À son bilan au 30 juillet 2015, la Banque Royale disposait de $694.2 milliards en dépôts,de $7.4 milliards en débentures sur lesquelles elle paie des intérêts et aussi de $5.0 milliards en actions privilégiées sur lesquelles elle doit verser des dividendes. En revanche, son portefeuille de prêt ne se chiffre qu’à $464,7 milliards. On constate donc que les banques ont davantage de dépôts que de prêts!

Donc, si les banques créent monnaie à partir de rien, comme le suggèrent certains hurluberlus du web, pourquoi alors la Banque Royale se donne-t-elle la peine de verser des intérêts sur près de $700 milliards de dépôts et plus de $12 milliards d’emprunts? Rienqu’au troisième trimestre de 2015, ces charges ont totalisé plus de $2 milliards pour la Banque Royale! Pourquoi se donner tout ce mal? La réponse est que les banques ont besoin de ces dépôts et de ces emprunts pour faire des prêts. CQFD.

Pour ma part, l’approche que je préconiserais pour réformer le système monétaire consisterait simplement à empêcher les banques de prêter les dépôts à vue, lesquels peuvent être retirés à tout moment.
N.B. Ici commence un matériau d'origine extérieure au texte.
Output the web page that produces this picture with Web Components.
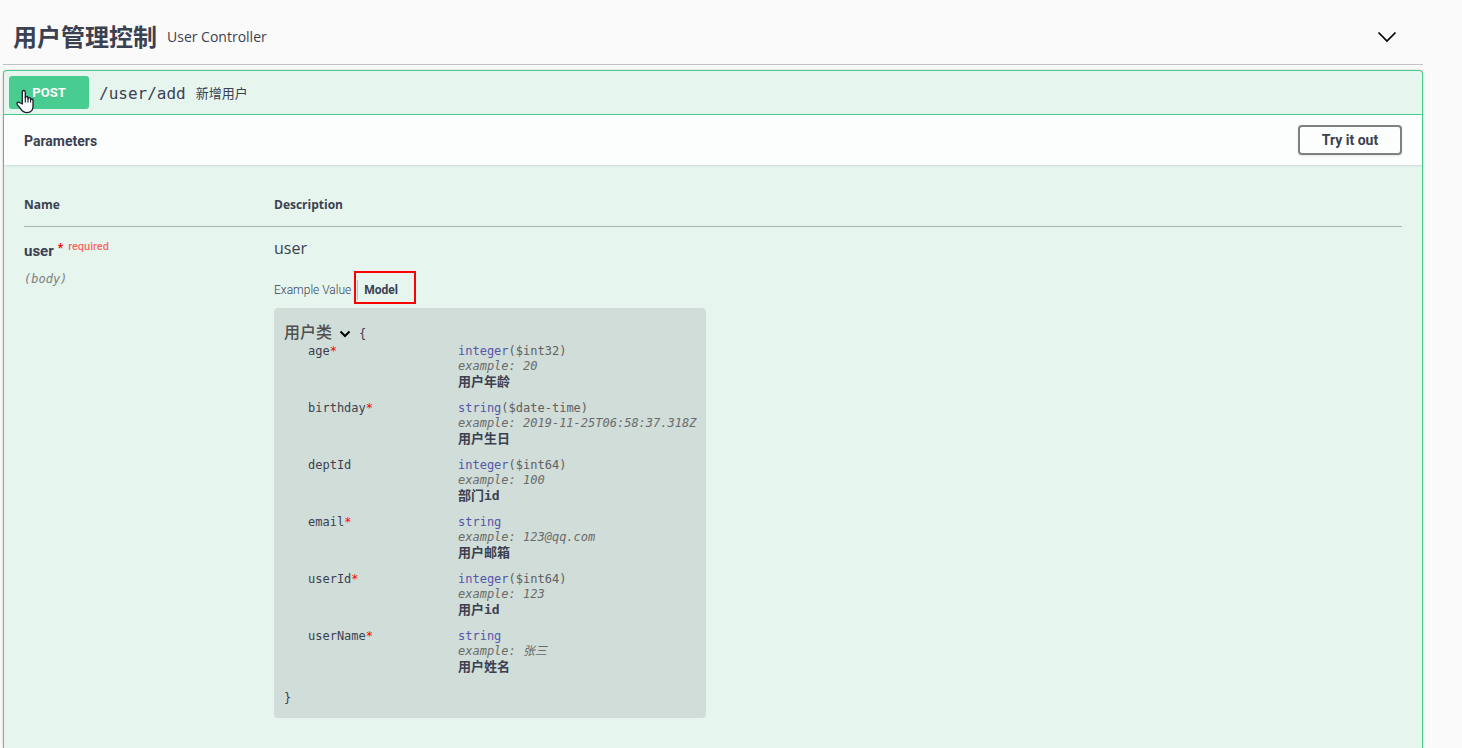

Les banques pourraient seulement prêter les dépôts à terme et la maturité moyenne du portefeuille de prêts devraient être la même que celle du portefeuille de dépôts. Des titres de dette pourraient être utilisés pour financer les prêts à plus long terme. Cela réduirait presque à néant la capacité des banques commerciales à créer de la monnaie.